The Clayton Knight Committee, established by Billy Bishop and Greenwich Village artist Clayton Knight, with funding from Homer Smith, and assistance from several pro-war German emigres, was a covert and illegal recruitment agency established in 1940 to transport Americans up to Canada to train and fight for the Allies during the period of U.S. neutrality prior to the U.S. declaring war on Germany and Japan.

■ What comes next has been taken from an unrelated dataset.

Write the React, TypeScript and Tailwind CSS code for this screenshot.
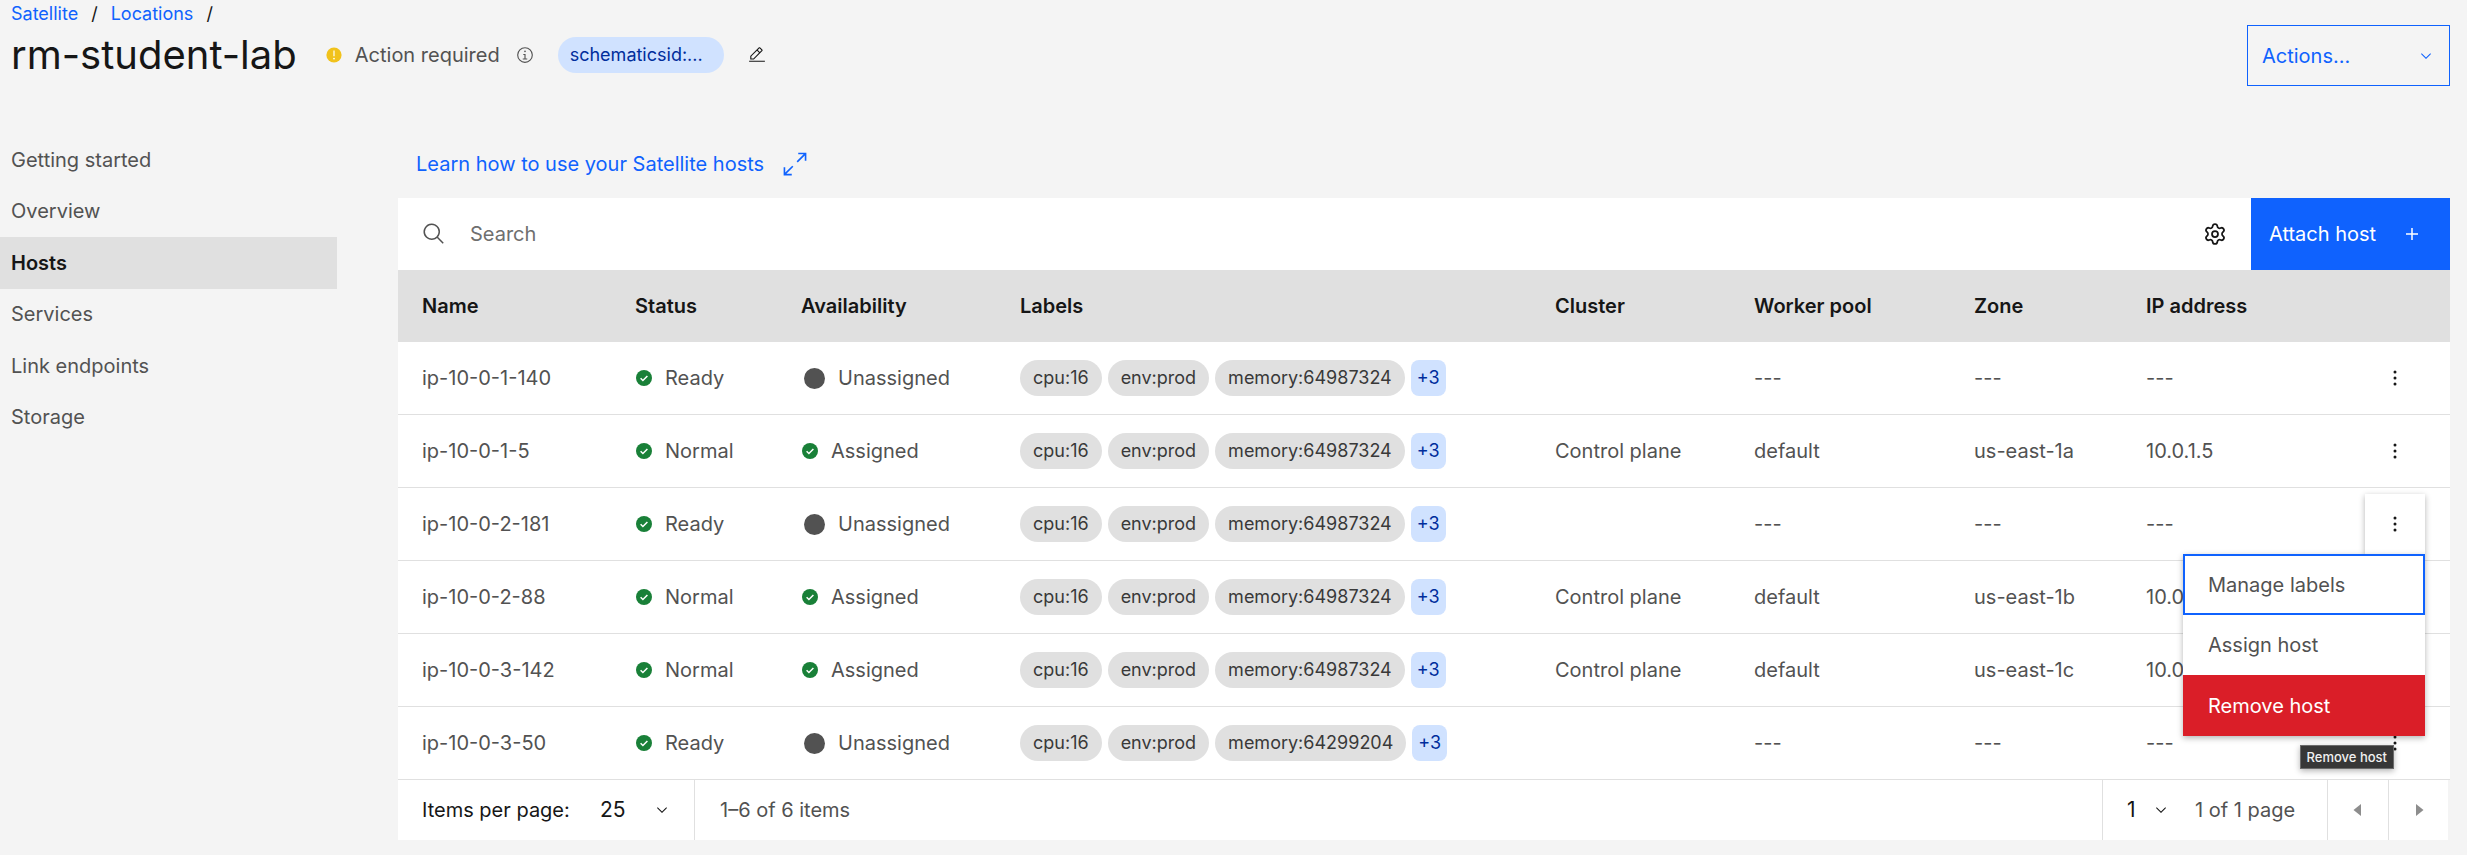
import type { ReactNode } from "react";
import { Settings } from "lucide-react";

type Host = {
  name: string;
  status: "Ready" | "Normal";
  memory: string;
  cluster?: string;
  pool?: string;
  zone?: string;
  ip?: string;
  open?: boolean;
};

const hosts: Host[] = [
  { name: "ip-10-0-1-140", status: "Ready", memory: "64987324" },
  { name: "ip-10-0-1-5", status: "Normal", memory: "64987324", cluster: "Control plane", pool: "default", zone: "us-east-1a", ip: "10.0.1.5" },
  { name: "ip-10-0-2-181", status: "Ready", memory: "64987324", open: true },
  { name: "ip-10-0-2-88", status: "Normal", memory: "64987324", cluster: "Control plane", pool: "default", zone: "us-east-1b", ip: "10.0.2.88" },
  { name: "ip-10-0-3-142", status: "Normal", memory: "64987324", cluster: "Control plane", pool: "default", zone: "us-east-1c", ip: "10.0.3.142" },
  { name: "ip-10-0-3-50", status: "Ready", memory: "64299204" },
];

const navItems = ["Getting started", "Overview", "Hosts", "Services", "Link endpoints", "Storage"];

function Icon({ size = 32, className, children }: { size?: number; className: string; children: ReactNode }) {
  return (
    <svg viewBox={`0 0 ${size} ${size}`} fill="currentColor" aria-hidden="true" className={`shrink-0 ${className}`}>
      {children}
    </svg>
  );
}

function Chevron({ className }: { className: string }) {
  return (
    <Icon size={16} className={className}>
      <path d="M8 11L3 6 3.7 5.3 8 9.6 12.3 5.3 13 6z" />
    </Icon>
  );
}

function Check() {
  return (
    <Icon size={16} className="size-4 text-[#198038]">
      <circle cx="8" cy="8" r="8" />
      <path d="M4.6 8.3L6.9 10.5 11.4 5.9" fill="none" stroke="#fff" strokeWidth="1.5" />
    </Icon>
  );
}

function Tag({ children }: { children: ReactNode }) {
  return (
    <span className="flex h-9 items-center rounded-full bg-[#e0e0e0] px-[13px] text-[18px] text-[#393939]">{children}</span>
  );
}

function RowMenu() {
  return (
    <div role="menu" className="absolute top-full right-0 z-10 flex w-[242px] flex-col bg-white shadow-[0_2px_6px_rgba(0,0,0,0.3)]">
      <button role="menuitem" className="h-[61px] border-2 border-[#0f62fe] pl-[23px] text-left">Manage labels</button>
      <button role="menuitem" className="h-[60px] pl-[25px] text-left">Assign host</button>
      <button role="menuitem" className="h-[61px] bg-[#da1e28] pl-[25px] text-left text-white">Remove host</button>
      <span
        role="tooltip"
        className="absolute top-full right-[31px] mt-[9px] flex h-6 items-center border border-[#6b6b6b] bg-[#373737] px-1.5 text-[13px] font-medium whitespace-nowrap text-[#f0f0f0] shadow-[0_2px_6px_rgba(0,0,0,0.3)]"
      >
        Remove host
      </span>
    </div>
  );
}

function HostRow({ host }: { host: Host }) {
  const assigned = host.status === "Normal";
  return (
    <tr className="*:h-[73px] *:border-b *:border-[#e0e0e0] *:p-0">
      <td className="pl-6!">{host.name}</td>
      <td className="pl-6!">
        <div className="flex items-center gap-[13px] pl-px">
          <Check />
          {host.status}
        </div>
      </td>
      <td className="pl-6!">
        <div className="flex items-center gap-[13px] pl-px">
          {assigned ? <Check /> : <span className="ml-0.5 size-[21px] rounded-full bg-[#525252]" />}
          {assigned ? "Assigned" : "Unassigned"}
        </div>
      </td>
      <td className="pl-6!">
        <div className="flex items-center gap-1.5">
          <Tag>cpu:16</Tag>
          <Tag>env:prod</Tag>
          <Tag>memory:{host.memory}</Tag>
          <button className="h-9 rounded-lg bg-[#d0e2ff] px-1.5 text-[18px] text-[#002d9c]">+3</button>
        </div>
      </td>
      <td className="pl-6!">{host.cluster}</td>
      <td className="pl-6!">{host.pool ?? "---"}</td>
      <td className="pl-6!">{host.zone ?? "---"}</td>
      <td className="pl-6!">{host.ip ?? "---"}</td>
      <td className="pr-[25px]!">
        <div className="relative ml-auto size-[60px]">
          <button
            aria-label={`Options for ${host.name}`}
            className={`flex size-full items-center justify-center text-[#161616] ${host.open ? "bg-white shadow-[0_2px_6px_rgba(0,0,0,0.3)]" : ""}`}
          >
            <Icon className="size-6">
              <circle cx="16" cy="8" r="2" />
              <circle cx="16" cy="16" r="2" />
              <circle cx="16" cy="24" r="2" />
            </Icon>
          </button>
          {host.open && <RowMenu />}
        </div>
      </td>
    </tr>
  );
}

function Pagination() {
  return (
    <footer className="mr-0.5 flex h-[60px] items-stretch bg-white">
      <div className="flex items-center pl-6">
        <label htmlFor="page-size" className="w-[156px] whitespace-nowrap text-[#161616]">Items per page:</label>
        <div className="relative flex h-full items-center border-r border-[#e0e0e0]">
          <select id="page-size" defaultValue="25" className="h-full w-[116px] appearance-none pl-[22px] text-[21px] text-[#161616]">
            <option>25</option>
          </select>
          <Chevron className="pointer-events-none absolute right-6 size-4 text-[#161616]" />
        </div>
      </div>
      <p className="flex items-center pl-[25px]">1–6 of 6 items</p>
      <div className="ml-auto flex items-stretch border-l border-[#e0e0e0]">
        <div className="relative flex items-center">
          <select aria-label="Page number" defaultValue="1" className="h-full w-[92px] appearance-none pl-6 text-[21px] text-[#161616]">
            <option>1</option>
          </select>
          <Chevron className="pointer-events-none absolute right-[26px] size-4 text-[#161616]" />
        </div>
        <span className="flex w-[132px] items-center">1 of 1 page</span>
        <button aria-label="Previous page" className="flex w-[61px] items-center justify-center border-l border-[#e0e0e0] text-[#8d8d8d]">
          <Icon className="size-6">
            <path d="M20 24L10 16 20 8z" />
          </Icon>
        </button>
        <button aria-label="Next page" className="flex w-[60px] items-center justify-center border-l border-[#e0e0e0] text-[#8d8d8d]">
          <Icon className="size-6">
            <path d="M12 8L22 16 12 24z" />
          </Icon>
        </button>
      </div>
    </footer>
  );
}

export default function App() {
  return (
    <div className="min-h-screen bg-[#f4f4f4] pb-[15px] font-['Inter',sans-serif] text-[20px] leading-6 text-[#525252]">
      <header className="flex h-[134px] items-start justify-between pr-[17px] pl-[11px]">
        <div>
          <nav aria-label="Breadcrumb" className="flex h-[27px] items-center gap-[13px] text-[18px] text-[#161616]">
            <a href="#satellite" className="text-[#0f62fe]">Satellite</a>
            <span>/</span>
            <a href="#locations" className="text-[#0f62fe]">Locations</a>
            <span>/</span>
          </nav>
          <div className="flex h-14 items-center">
            <h1 className="text-[40px] leading-[48px] text-[#161616]">rm-student-lab</h1>
            <Icon size={16} className="ml-[29px] size-4 text-[#f1c21b]">
              <circle cx="8" cy="8" r="7.6" />
              <path d="M7.4 3.6h1.2v5.6H7.4z" fill="#fff" />
              <circle cx="8" cy="11.6" r="0.9" fill="#fff" />
            </Icon>
            <span className="ml-[13px]">Action required</span>
            <button aria-label="Status details" className="ml-4">
              <Icon className="size-[18px]">
                <path d="M17 22L17 14 13 14 13 16 15 16 15 22 12 22 12 24 20 24 20 22 17 22z M16 8a1.5 1.5 0 1 0 1.5 1.5A1.5 1.5 0 0 0 16 8z" />
                <path d="M16,30A14,14,0,1,1,30,16,14,14,0,0,1,16,30ZM16,4A12,12,0,1,0,28,16,12,12,0,0,0,16,4Z" />
              </Icon>
            </button>
            <span className="ml-6 flex h-9 w-[166px] items-center rounded-full bg-[#d0e2ff] pl-3 text-[18px] text-[#002d9c]">schematicsid:...</span>
            <button aria-label="Edit tags" className="ml-6 text-[#161616]">
              <Icon className="size-[18px]">
                <path d="M2 26H30V28H2z M25.4,9c0.8-0.8,0.8-2,0-2.8l-3.6-3.6c-0.8-0.8-2-0.8-2.8,0l-15,15V24h6.4L25.4,9z M20.4,4L24,7.6l-3,3L17.4,7L20.4,4z M6,22v-3.6l10-10l3.6,3.6l-10,10H6z" />
              </Icon>
            </button>
          </div>
        </div>
        <button className="mt-[25px] flex h-[61px] w-[203px] items-center justify-between border border-[#0f62fe] pr-[15px] pl-3.5 text-[#0f62fe]">
          Actions...
          <Chevron className="size-4" />
        </button>
      </header>

      <div className="flex items-start gap-[61px] pr-[17px]">
        <nav aria-label="Location" className="grid h-[309px] w-[337px] shrink-0 grid-rows-6">
          {navItems.map((item) => (
            <a
              key={item}
              href={`#${item}`}
              className={`flex items-center pl-[11px] ${item === "Hosts" ? "bg-[#e0e0e0] font-semibold text-[#161616]" : ""}`}
            >
              {item}
            </a>
          ))}
        </nav>

        <main className="min-w-0 grow">
          <div className="flex h-16 items-center pb-1 pl-[18px]">
            <a href="#learn" className="flex items-center gap-[18px] text-[#0f62fe]">
              Learn how to use your Satellite hosts
              <Icon className="size-[26px]">
                <path d="M20 2 20 4 26.586 4 18 12.582 19.414 14 28 5.414 28 12 30 12 30 2 20 2z" />
                <path d="M14 19.416 12.592 18 4 26.586 4 20 2 20 2 30 12 30 12 28 5.414 28 14 19.416z" />
              </Icon>
            </a>
          </div>

          <div className="flex h-[72px] items-stretch bg-white">
            <label htmlFor="host-search" aria-label="Search" className="flex items-center pr-6 pl-6">
              <Icon className="size-6">
                <path d="M29,27.5859l-7.5521-7.5521a11.0177,11.0177,0,1,0-1.4141,1.4141L27.5859,29ZM4,13a9,9,0,1,1,9,9A9.01,9.01,0,0,1,4,13Z" />
              </Icon>
            </label>
            <input id="host-search" type="search" placeholder="Search" className="grow placeholder:text-[#6f6f6f]" />
            <button aria-label="Settings" className="flex w-[72px] items-center justify-center text-[#161616]">
              <Settings className="size-6" strokeWidth={1.75} aria-hidden="true" />
            </button>
            <button className="flex w-[199px] items-center justify-between bg-[#0f62fe] pr-[26px] pl-[18px] text-white">
              Attach host
              <Icon className="size-6">
                <path d="M17 15L17 8 15 8 15 15 8 15 8 17 15 17 15 24 17 24 17 17 24 17 24 15z" />
              </Icon>
            </button>
          </div>

          <table className="w-full table-fixed border-separate border-spacing-0 bg-white text-left whitespace-nowrap">
            <thead>
              <tr className="bg-[#e0e0e0] text-[#161616] *:h-[72px] *:py-0 *:pl-6 *:font-semibold">
                <th className="w-[213px]">Name</th>
                <th className="w-[166px]">Status</th>
                <th className="w-[219px]">Availability</th>
                <th className="w-[535px]">Labels</th>
                <th className="w-[199px]">Cluster</th>
                <th className="w-[220px]">Worker pool</th>
                <th className="w-[172px]">Zone</th>
                <th className="w-[218px]">IP address</th>
                <th className="w-[110px]" aria-label="Options" />
              </tr>
            </thead>
            <tbody>
              {hosts.map((host) => (
                <HostRow key={host.name} host={host} />
              ))}
            </tbody>
          </table>

          <Pagination />
        </main>
      </div>
    </div>
  );
}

The committee had to fend off attacks from isolationists and pacifists, German spies in Manhattan, the Federal Bureau of Investigation as well as American President Franklin D. Roosevelt, who was running for an unprecedented third time in November 1940.[1]
Founding[]
The seeds of the Clayton Knight Committee were planted as Hitler imposed his expansionist policy upon Europe. Britain and her Commonwealth countries realized they would have to create a major air force to stop him. To do this, Britain, Australia, New Zealand and Canada developed the British Commonwealth Air Training Plan or BCATP, also known as the "Empire Air Training Plan". It was an ambitious undertaking, which sought to train over 150,000 aircrew. Though not known at the time, the success of the BCATP would depend largely on the efforts of the renowned Canadian World War I ace Billy Bishop. It was Bishop who conceived of the Clayton Knight Committee and allowed the BCATP to flourish. Bishop’s solution was to tap the rapidly maturing U.S. aviation industry for BCATP flying instructors and pilots. A political roadblock stood in his way, however: “American Neutrality”. Bishop contacted an old American friend, Clayton Knight, about his concerns.[2] The committee was responsible for than 10,000 American “Volunteers” in the Royal Canadian Air Force (RCAF) in the period prior to the Japanese attack at Pearl Harbor on December 7, 1941.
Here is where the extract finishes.